Of course, I added some gorgeous new prints to my Theodore Roosevelt National Park Collection while I was there.
We wrapped up the trip by spending three nights in beautiful Wind Cave National Park, which is tucked in the southern portion of South Dakota’s Black Hills. It was new territory for both of us, and we even added in a day of hiking in Custer State Park.
I photographed the beautiful terrain along Needles Highway, created some gorgeous shots of the Wind Cave NP landscape and added a few bison shots to my Wildlife Collection.
It was just a wonderful trip, especially since I shared it with my No. 1 traveling companion.
I came off the road for Bassmaster in mid-September. Frankly, I was worn out. But my annual travel wasn’t over just yet.
A week after driving home from my final bass-fishing tournament, I repacked the truck and drove to Sugar Land, Texas, to pick up two great friends for a foray to the American West that Tim Stanley, James Eastham and I have been planning for more than a year. Three national parks were on the agenda, and we were excited to get going.
We left Southeast Texas and pointed my truck first to Rocky Mountain National Park in Colorado. We made it to little Eads, Colorado, in time to check into our motel and drive about 30 minutes north to Kit Carson for sunset at the little town’s old grain elevator.
And then following morning I was up early to capture sunrise at a nearby abandoned homestead (below). The other boys slept in, so they missed out on a great photographic opportunity. The print, titled “Golden Hour at the Homestead,” shows the sun bursting through a window the old house and painting the grasses with golden light. And it's one of my favorite images from 2023.
We left our house at 4 a.m. the following morning, met up with Alex Santiago at the Bear Lake parking lot and started the hike in to be ready for sunrise at Emerald Lake.
I’ll be honest: This was my idea. And it sounded like such a great thing to do — until the altitude kicked in. The trailhead sits at 9,475 feet and the 1.75-mile hike ends at over 10,000 feet. The hardest short hike I've ever made.
I think Alex was the only reason we made it, because he forced us to take a few five-minute breaks to catch our collective breath.
But when the first light of day struck the mountains surrounding Emerald Lake, all the labored breathing and lightheadedness was forgotten. Man, it was glorious! The resulting image, "First Light at Emerald Lake," made all the work to get there worth it!
We were hoping to shoot some bugling elk in the park, but the closest we came was when a big bull was trailing a couple of cows down a mountain ridge very early the next morning as we prepared to walk out to Canyon Forest Overlook for another sunrise. I managed to get a shot, which I titled "Trail Boss," and it's a really cool silhouette against the glow of the early morning light.
A couple of days later, headed to Grand Teton National Park — a place of legendary beauty that had long been at the top of my to-do list. And, boy, did the Tetons match my expectations.
We created images of the iconic Mormon barns, spent time at Oxbow Bend, caught the morning light on the mountains from Schwabacher Landing and generally ate up the beautiful autumn colors and light. Click here to see the full collection of amazing prints!

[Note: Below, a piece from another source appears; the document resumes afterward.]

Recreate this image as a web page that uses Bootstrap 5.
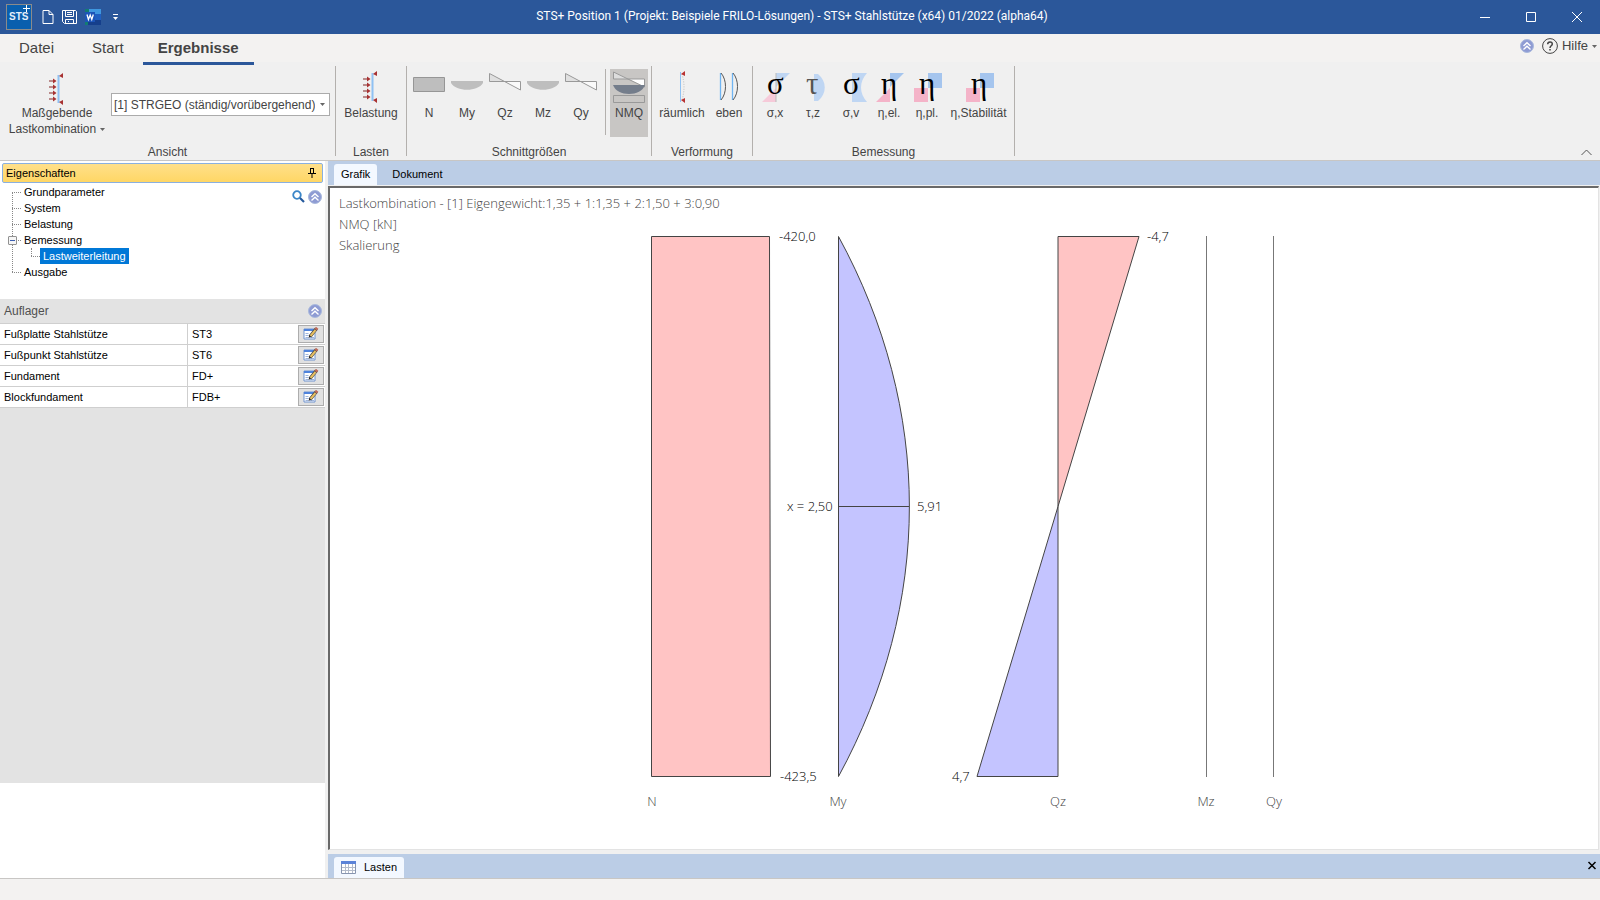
<!DOCTYPE html>
<html lang="de">
<head>
<meta charset="utf-8">
<meta name="viewport" content="width=device-width, initial-scale=1">
<title>STS+ Stahlstütze</title>
<link href="https://cdn.jsdelivr.net/npm/bootstrap@5.3.0/dist/css/bootstrap.min.css" rel="stylesheet">
<style>
  body { font-family: "Liberation Sans", Arial, sans-serif; font-size: 12px; line-height: 16px; color: #444; background: #f0f0f0; }
  svg { display: block; flex: none; overflow: visible; }
  button { font: inherit; color: inherit; background: none; border: 0; padding: 0; }
  .titlebar { display: grid; grid-template-columns: 1fr auto 1fr; height: 34px; background: #2b579a; color: #fff; }
  .titlebar h1 { font: 12px/32px Roboto, "Open Sans", sans-serif; }
  .quick-bar { padding-left: 6px; }
  .sts-logo { margin-right: 6px; }
  .sts-txt { font: 700 10px "Liberation Sans Narrow", "Liberation Sans", sans-serif; fill: #e4eefa; }
  .win-btn { width: 46px; height: 34px; }
  .ribbon-tabs { height: 28px; background: #f3f2f1; font-size: 15px; }
  .ribbon-tabs .nav-link { color: #444; padding: 3px 15px; line-height: 22px; border-bottom: 3px solid transparent; border-radius: 0; }
  .ribbon-tabs .nav-link.active { font-weight: 700; border-color: #2b579a; }
  .help-bar { padding: 0 3px 4px 0; }
  .hilfe { font-size: 13px; }
  .ribbon { height: 99px; padding: 4px 0; border-bottom: 1px solid #c8c6c4; }
  .tool-group { display: flex; flex-direction: column; justify-content: space-between; border-right: 1px solid #b3b0ad; padding: 3px 3px 0; height: 90px; text-align: center; }
  .tool-group.first-group { width: 336px; }
  .group-name { line-height: 8px; }
  .tool { width: 38px; height: 68px; padding-top: 2px; white-space: nowrap; display: flex; flex-direction: column; align-items: center; }
  .tool svg { margin-bottom: 2px; }
  .tool.tool-lasten { width: 64px; }
  .tool.tool-raum { width: 54px; }
  .tool.tool-eben { width: 40px; }
  .tool.tool-stab { width: 65px; }
  .tool.pressed { background: #c8c6c4; }
  .tool-sep { width: 1px; height: 66px; background: #b3b0ad; margin: 0 4px 0 5px; }
  .combo { width: 219px; height: 23px; border: 1px solid #ababab; border-radius: 0; margin: 24px 2px 0 0; padding: 0 14px 0 2px; font-size: 12px; line-height: 20px; color: #444; background: #fff url("data:image/svg+xml,%3Csvg xmlns='http://www.w3.org/2000/svg' width='5' height='3'%3E%3Cpath d='M0 0h5L2.500 3z' fill='%23666'/%3E%3C/svg%3E") no-repeat right 4px center; appearance: none; }
  .side { width: 325px; background: #fff; color: #000; font-size: 11px; }
  .side-head { height: 20px; margin: 2px 2px 1px; border: 1px solid #8ab0e0; border-radius: 2px; background: linear-gradient(#ffe08a, #ffd765); padding: 0 6px 0 3px; }
  .tree { height: 115px; padding: 0 3px 0 12px; }
  .tree-tools { padding-top: 6px; }
  .tree ul { list-style: none; margin: 0; padding: 0; }
  .tree li { line-height: 16px; position: relative; padding-left: 12px; }
  .tree a { color: #000; text-decoration: none; }
  .tree li::before { content: ""; position: absolute; left: 0; top: 8px; width: 9px; border-top: 1px dotted #888; }
  .tree li::after { content: ""; position: absolute; left: 0; top: 8px; bottom: -8px; border-left: 1px dotted #888; }
  .tree li:last-child::after { display: none; }
  .tree .sub { padding-left: 7px; }
  .tree .sub li { padding-left: 9px; }
  .tree .sub li::after { display: block; top: 0; bottom: 8px; }
  .tree .sub a { display: inline-block; background: #0078d7; color: #fff; padding: 0 3px; }
  .toggler { position: absolute; left: -4px; top: 4px; width: 9px; height: 9px; border: 1px solid #919191; border-radius: 1px; background: #f6f6f6; z-index: 1; }
  .toggler::after { content: ""; position: absolute; left: 1px; right: 1px; top: 3px; height: 1px; background: #3c5fb0; }
  .side-sec { height: 25px; background: #e3e3e3; border-bottom: 1px solid #cfcfcf; color: #505050; font-size: 12px; padding: 0 3px 0 4px; }
  .props { width: 100%; border-collapse: separate; border-spacing: 0; }
  .props th, .props td { height: 21px; padding: 0 4px; font-weight: 400; border-bottom: 1px solid #cfcfcf; line-height: 16px; }
  .props th { width: 187px; }
  .props td { border-left: 1px solid #cfcfcf; }
  .edit-btn { width: 26px; height: 18px; margin: 0 1px 0 auto; border: 1px solid #adadad; background: #e1e1e1; display: flex; align-items: center; justify-content: center; }
  .side-fill { background: #e3e3e3; }
  .side-foot { height: 95px; }
  .main-pane { padding-left: 3px; min-width: 0; }
  .doc-tabs { height: 24px; background: #bbcde6; color: #000; font-size: 11px; padding: 3px 4px 0 6px; }
  .doc-tabs .nav-link { color: #000; height: 21px; line-height: 21px; padding: 0 7px; border-radius: 3px 3px 0 0; }
  .doc-tabs .nav-link.active { background: #f3f8ff; }
  .canvas-box { background: #fff; border: 1px solid #e3e3e3; border-left: 2px solid #696969; border-top: 2px solid #696969; margin: 1px 1px 4px 0; min-height: 0; }
  .canvas-box text { font: 300 13px "Open Sans", "Noto Sans", sans-serif; fill: #000; }
  .canvas-box .muted-txt text { fill: #444; }
  .status { height: 22px; background: #f3f2f1; border-top: 1px solid #c8c6c4; }
  .greek { font: 31px "Liberation Serif", serif; fill: #000; }
  .greek.soft { fill: #555; }
</style>
</head>
<body class="vh-100 d-flex flex-column overflow-hidden">
<svg width="0" height="0" class="position-absolute">
  <defs>
    <symbol id="up" viewBox="0 0 14 14"><circle cx="7" cy="7" r="6.500" fill="#8e9bd3" stroke="#a9b9dc"/><path d="M3.500 7 7 3.700 10.500 7M3.500 10.500 7 7.200l3.500 3.300" fill="none" stroke="#fff" stroke-width="1.400"/></symbol>
    <symbol id="load" viewBox="0 0 32 32"><path d="M17.500 2v28" stroke="#8fc1f3" stroke-width="2"/><path d="M8 8h5M8 14h5M8 20h5M8 26h5" stroke="#a86a6a" stroke-width="1.500"/><path d="m12 5.500 3.500 2.500-3.500 2.500zM12 11.500l3.500 2.500-3.500 2.500zM12 17.500l3.500 2.500-3.500 2.500zM12 23.500l3.500 2.500-3.500 2.500zM18 3l4-3v5zM18 29l4-2v5z" fill="#a83232"/></symbol>
    <symbol id="bow" viewBox="0 0 32 32"><path d="M0 10h32v2c-5 9-27 9-32 0z" fill="#bebebe"/></symbol>
    <symbol id="shear" viewBox="0 0 32 32"><path d="M.5 2.500v8H16z" fill="#e0e0e0"/><path d="M16 10.500h15.500V19z" fill="#fafafa"/><path d="M.5 2.500v8h31V19z" fill="none" stroke="#999"/></symbol>
    <symbol id="edit" viewBox="0 0 16 14"><path d="M1 2h11v10H1z" fill="#fff" stroke="#6f93cf"/><path d="M1 2h11v2H1z" fill="#4f83dc"/><path d="M2.500 6.500h3M2.500 8.500h3M2.500 10.500h3M7 10.500h4" stroke="#9db4dc"/><path d="m7 9.500 6.500-8" stroke="#444" stroke-width="3.500"/><path d="m7.500 9 5-6" stroke="#e7bf62" stroke-width="2"/><path d="m12.700 2.600 1.500-1.800" stroke="#c06a5a" stroke-width="3"/><path d="m5.500 11 .8-2.700 1.700 1.400z" fill="#222"/></symbol>
  </defs>
</svg>

<header class="titlebar">
  <div class="quick-bar d-flex align-items-center">
    <svg class="sts-logo" viewBox="0 0 26 26" width="26" height="26"><rect x=".5" y=".5" width="25" height="25" fill="#0a5fae" stroke="#8b8b8b"/><text class="sts-txt" x="3" y="16">STS</text><path d="M17 4.500h7M20.500 1v7" stroke="#fff"/></svg>
    <button aria-label="Neu" class="ms-1 me-2"><svg width="12" height="16" viewBox="0 0 12 16" fill="none" stroke="#fff"><path d="M1 1.500h6l4 4v9H1zM7 1.500v4h4"/></svg></button>
    <button aria-label="Speichern" class="me-2"><svg width="15" height="14" viewBox="0 0 15 14" fill="none" stroke="#fff"><path d="M.5.5h13l1 1v12h-12l-2-2zM3.500.5v6h8v-6M5 2.500h5M5 4.500h5M3.500 13V9.500h8V13M6 11.500h1"/></svg></button>
    <button aria-label="Word" class="me-2"><svg width="16" height="16" viewBox="0 0 16 16"><path d="M3 0h13v5H3z" fill="#3f97e0"/><path d="M3 5h13v6H3z" fill="#1f5fc0"/><path d="M0 0h4v4H0zM0 12h4v4H0z" fill="#137c72"/><path d="M3 11h13v5H3z" fill="#153f8c"/><path d="M0 3h10v10H0z" fill="#1c55b8"/><path d="m2 5.500 1.400 5L5.200 6l1.600 4.500L8.300 5.500" fill="none" stroke="#fff" stroke-width="1.300"/></svg></button>
    <button aria-label="Anpassen" class="ms-1"><svg width="5" height="8" viewBox="1 0 5 8" fill="#fff"><path d="M1 1h5v1H1zM1 4h5L3.500 7z"/></svg></button>
  </div>
  <h1 class="m-0 me-3">STS+ Position 1 (Projekt: Beispiele FRILO-Lösungen) - STS+ Stahlstütze (x64) 01/2022 (alpha64)</h1>
  <div class="d-flex justify-content-end">
    <button class="win-btn" aria-label="Minimieren"><svg class="mx-auto" width="10" height="10" stroke="#fff"><path d="M0 5.500h10"/></svg></button>
    <button class="win-btn" aria-label="Maximieren"><svg class="mx-auto" width="10" height="10" fill="none" stroke="#fff"><path d="M.5.5h9v9h-9z"/></svg></button>
    <button class="win-btn" aria-label="Schließen"><svg class="mx-auto" width="10" height="10" stroke="#fff"><path d="m0 0 10 10M10 0 0 10"/></svg></button>
  </div>
</header>

<nav class="ribbon-tabs d-flex justify-content-between">
  <div class="nav ps-1">
    <a class="nav-link" href="#">Datei</a>
    <a class="nav-link ms-2" href="#">Start</a>
    <a class="nav-link active ms-1" href="#">Ergebnisse</a>
  </div>
  <div class="help-bar d-flex align-items-center gap-2">
    <button aria-label="Einklappen"><svg width="14" height="14"><use href="#up"/></svg></button>
    <button class="hilfe d-flex align-items-center gap-1"><svg width="16" height="16" viewBox="0 0 16 16" fill="none" stroke="#444"><circle cx="8" cy="8" r="7.400"/><path d="M5.700 6.200c0-3 4.600-3 4.600-.2C10.300 7.800 8 7.800 8 10M8 11v1.500" stroke-width="1.500"/></svg><span>Hilfe</span><svg width="5" height="3" fill="#666"><path d="M0 0h5L2.500 3z"/></svg></button>
  </div>
</nav>

<div class="ribbon d-flex">
  <section class="tool-group first-group">
    <div class="d-flex">
      <button class="flex-grow-1 d-flex flex-column align-items-center pt-1"><svg width="32" height="32"><use href="#load"/></svg><span>Maßgebende</span><span class="d-flex align-items-center gap-1">Lastkombination <svg width="5" height="3" fill="#666"><path d="M0 0h5L2.500 3z"/></svg></span></button>
      <select class="combo" aria-label="Lastkombination"><option>[1] STRGEO (ständig/vorübergehend)</option></select>
    </div>
    <div class="group-name">Ansicht</div>
  </section>
  <section class="tool-group">
    <button class="tool tool-lasten"><svg width="32" height="32"><use href="#load"/></svg>Belastung</button>
    <div class="group-name">Lasten</div>
  </section>
  <section class="tool-group">
    <div class="d-flex">
      <button class="tool"><svg width="32" height="32"><path d="M.5 6.500h31v14H.5z" fill="#bebebe" stroke="#969696"/></svg>N</button>
      <button class="tool"><svg width="32" height="32"><use href="#bow"/></svg>My</button>
      <button class="tool"><svg width="32" height="32"><use href="#shear"/></svg>Qz</button>
      <button class="tool"><svg width="32" height="32"><use href="#bow"/></svg>Mz</button>
      <button class="tool"><svg width="32" height="32"><use href="#shear"/></svg>Qy</button>
      <div class="tool-sep"></div>
      <button class="tool pressed"><svg width="32" height="32"><path d="M.5 1v7H16z" fill="#ddd"/><path d="M16 8h15.500v8z" fill="#fff"/><path d="M.5 1v7h31v8zM.5 24.500h31v7H.5z" fill="none" stroke="#999"/><path d="M0 14h32c-4 12-28 12-32 0z" fill="#747d8b"/></svg>NMQ</button>
    </div>
    <div class="group-name">Schnittgrößen</div>
  </section>
  <section class="tool-group">
    <div class="d-flex">
      <button class="tool tool-raum"><svg width="32" height="32"><path d="M14.500 1v30" stroke="#8fc1f3"/><path d="M16 3q4 13 0 26" fill="none" stroke="#bbb" stroke-dasharray="1 1.500"/><path d="m15 3 4-3v5zM15 29l4-2v5z" fill="#b83232"/></svg>räumlich</button>
      <button class="tool tool-eben"><svg width="32" height="32" fill="none"><path d="M7.500 2v27M19.500 2v27" stroke="#6fb4f2" stroke-width="1.300"/><path d="M8 2c6 7 6 20 0 27M20 2c6 7 6 20 0 27" stroke="#555"/></svg>eben</button>
    </div>
    <div class="group-name">Verformung</div>
  </section>
  <section class="tool-group">
    <div class="d-flex">
      <button class="tool"><svg width="32" height="32"><path d="M17 2h14L17 16z" fill="#bfd6f3"/><path d="M17 17v14H3z" fill="#f6cad9"/><path d="M17 2v29" stroke="#bbb"/><text class="greek" x="8" y="23">σ</text></svg>σ,x</button>
      <button class="tool"><svg width="32" height="32"><path d="M17 3h4c9 7 9 20 0 27h-4z" fill="#bfd6f3"/><text class="greek soft" x="9" y="23">τ</text></svg>τ,z</button>
      <button class="tool"><svg width="32" height="32"><path d="M17 2h15c-8 9-8 20 0 29H17z" fill="#bfd6f3"/><text class="greek" x="8" y="23">σ</text></svg>σ,v</button>
      <button class="tool"><svg width="32" height="32"><path d="M17 2h14L17 16z" fill="#a5c5ee"/><path d="M17 17v14H3z" fill="#f4b3c8"/><text class="greek" x="8" y="23">η</text></svg>η,el.</button>
      <button class="tool"><svg width="32" height="32"><path d="M17 2h14v15H17z" fill="#a5c5ee"/><path d="M3 17h14v14H3z" fill="#f4b3c8"/><text class="greek" x="8" y="23">η</text></svg>η,pl.</button>
      <button class="tool tool-stab"><svg width="32" height="32"><path d="M17 2h14v15H17z" fill="#a5c5ee"/><path d="M3 17h14v14H3z" fill="#f4b3c8"/><text class="greek" x="8" y="23">η</text></svg>η,Stabilität</button>
    </div>
    <div class="group-name">Bemessung</div>
  </section>
  <button class="ms-auto mt-auto me-2" aria-label="Menüband einklappen"><svg width="11" height="7" fill="none" stroke="#555"><path d="m.5 6 5-5 5 5"/></svg></button>
</div>

<div class="d-flex flex-grow-1 overflow-hidden">
  <aside class="side d-flex flex-column">
    <div class="side-head d-flex align-items-center justify-content-between"><span>Eigenschaften</span>
      <svg width="8" height="10" fill="none" stroke="#000"><path d="M2 .5h4M2.500 0v5M5.500 0v5M0 5.500h8M4 6v4"/></svg></div>
    <div class="tree d-flex justify-content-between">
      <ul>
        <li><a href="#">Grundparameter</a></li>
        <li><a href="#">System</a></li>
        <li><a href="#">Belastung</a></li>
        <li><button class="toggler" aria-label="Zuklappen"></button><a href="#">Bemessung</a>
          <ul class="sub"><li><a href="#">Lastweiterleitung</a></li></ul></li>
        <li><a href="#">Ausgabe</a></li>
      </ul>
      <div class="tree-tools d-flex align-items-start gap-1">
        <button aria-label="Suchen"><svg width="12" height="14" fill="none"><circle cx="5" cy="5" r="3.800" stroke="#3b86c8" stroke-width="1.800"/><path d="m8 8 4 4" stroke="#24589c" stroke-width="2.200"/></svg></button>
        <button aria-label="Zuklappen"><svg width="14" height="14"><use href="#up"/></svg></button>
      </div>
    </div>
    <div class="side-sec d-flex align-items-center justify-content-between"><span>Auflager</span><button aria-label="Zuklappen"><svg width="14" height="14"><use href="#up"/></svg></button></div>
    <table class="props">
      <tr><th scope="row">Fußplatte Stahlstütze</th><td>ST3</td><td class="border-start-0 p-0"><button class="edit-btn" aria-label="Bearbeiten"><svg width="16" height="14"><use href="#edit"/></svg></button></td></tr>
      <tr><th scope="row">Fußpunkt Stahlstütze</th><td>ST6</td><td class="border-start-0 p-0"><button class="edit-btn" aria-label="Bearbeiten"><svg width="16" height="14"><use href="#edit"/></svg></button></td></tr>
      <tr><th scope="row">Fundament</th><td>FD+</td><td class="border-start-0 p-0"><button class="edit-btn" aria-label="Bearbeiten"><svg width="16" height="14"><use href="#edit"/></svg></button></td></tr>
      <tr><th scope="row">Blockfundament</th><td>FDB+</td><td class="border-start-0 p-0"><button class="edit-btn" aria-label="Bearbeiten"><svg width="16" height="14"><use href="#edit"/></svg></button></td></tr>
    </table>
    <div class="side-fill flex-grow-1"></div>
    <div class="side-foot"></div>
  </aside>
  <main class="main-pane flex-grow-1 d-flex flex-column">
    <div class="doc-tabs nav"><a class="nav-link active" href="#">Grafik</a><a class="nav-link ms-2" href="#">Dokument</a></div>
    <div class="canvas-box flex-grow-1">
      <svg width="100%" height="100%" viewBox="330 188 1268 660" preserveAspectRatio="xMidYMin meet">
        <g class="muted-txt">
          <text x="339" y="208">Lastkombination - [1] Eigengewicht:1,35 + 1:1,35 + 2:1,50 + 3:0,90</text>
          <text x="339" y="229">NMQ [kN]</text>
          <text x="339" y="250">Skalierung</text>
          <g text-anchor="middle"><text x="652" y="806">N</text><text x="838" y="806">My</text><text x="1058" y="806">Qz</text><text x="1206" y="806">Mz</text><text x="1274" y="806">Qy</text></g>
        </g>
        <g stroke="#444">
          <path d="M651.500 236.500h118l1 540h-119z" fill="#ffc4c4"/>
          <path d="M838.500 236.500C933 410 933 603 838.500 776.500z" fill="#c4c4ff"/>
          <path d="M838.500 506.500h71"/>
          <path d="M1058 236.500h81L1058 506.500z" fill="#ffc4c4"/>
          <path d="M1058 506.500v270h-81z" fill="#c4c4ff"/>
          <path d="M1206.500 236v541M1273.500 236v541" stroke="#777"/>
        </g>
        <text x="779" y="241">-420,0</text><text x="780" y="781">-423,5</text>
        <text x="787" y="511">x = 2,50</text><text x="917" y="511">5,91</text>
        <text x="1147" y="241">-4,7</text><text x="952" y="781">4,7</text>
      </svg>
    </div>
    <div class="doc-tabs nav justify-content-between"><a class="nav-link active d-flex align-items-center" href="#"><svg class="me-2" width="15" height="13"><path d="M.5.5h14v12H.5z" fill="#fff" stroke="#8795b0"/><path d="M0 0h15v3H0z" fill="#5b83d8"/><path d="M1 6.500h13M1 9.500h13M4.500 3v9M7.500 3v9M11.500 3v9" stroke="#b4bccb"/></svg>Lasten</a>
      <button class="pb-1" aria-label="Schließen"><svg width="8" height="7" stroke="#000" stroke-width="1.500"><path d="m.5 0 7 7M7.500 0l-7 7"/></svg></button></div>
  </main>
</div>
<footer class="status"></footer>
<script src="https://cdn.jsdelivr.net/npm/bootstrap@5.3.0/dist/js/bootstrap.bundle.min.js"></script>
</body>
</html>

And we even carved out a day to make the hour-long run to Yellowstone National Park, driving the southern loop. We photographed the thermal beauty of this wild country and generally had a great time.
I definitely need to go back to Yellowstone when I can devote more time there!
I returned to my South Louisiana home tired but thoroughly satisfied. I was determined to spend time in my native swamps, and to add to the experience I bought couple of kayaks.
It’s been an amazing time padding through some of the wildest wetlands in the United States.
My kayaking adventures began at Henderson Swamp, which was in the midst of a planned drawdown. This is a program by which the state intentionally lowers the water levels to control invasive plants. It’s a very beneficial thing for the swamps, keeping vegetation like hydrilla from taking over the swamps.
And the benefit for photography is the opportunity to show the swamps in unique ways.
Sunrise was incredible on the day I choose to paddle out to one of the the dry flats. The earth was hatch marked with gaping cracks, creating incredible texture that only added to the already beautiful swamp scene.
Most of my time during November and December, however, was spent in the unbelievable beauty of the swamps ringing Lake Verret.
This natural lake, which is one of the filming locations for the popular Swamp People reality show, offers natural beauty everywhere one looks. The cypress trees are draped with Spanish moss, and the amount of wildlife is incredible.
I have fished this lake much of my life, but for some reason I never spent a lot of time photographing. After spending a few weeks working the swamps ringing the lake, I really can't understand why I neglected it.
That time of the year also provides some beautiful fall color, with the cypress trees turning beautiful shades of burnt orange and gold.
I created some incredible images working from the kayak. I would simply paddle into the flooded swamp, sink my tripod into the bottom of the lake and carefully secure my camera to create beautiful sunrise images.
After the sun popped over the horizon, I would continue shooting until the light turned harsh. In addition to capturing beautiful swamp scenes,
I also secured some wonderful photos of the birds living around the lake. A highlight was creating some very cool shots of roseate spoonbills, a bird that has been on my bucket list for a long time.
These trips to the swamp have been the perfect way to wrap up one of the busiest travel seasons of my career.
My time in the swamps also has re-energized me, so I’ll be ready to go when the 2024 travel season begins in February!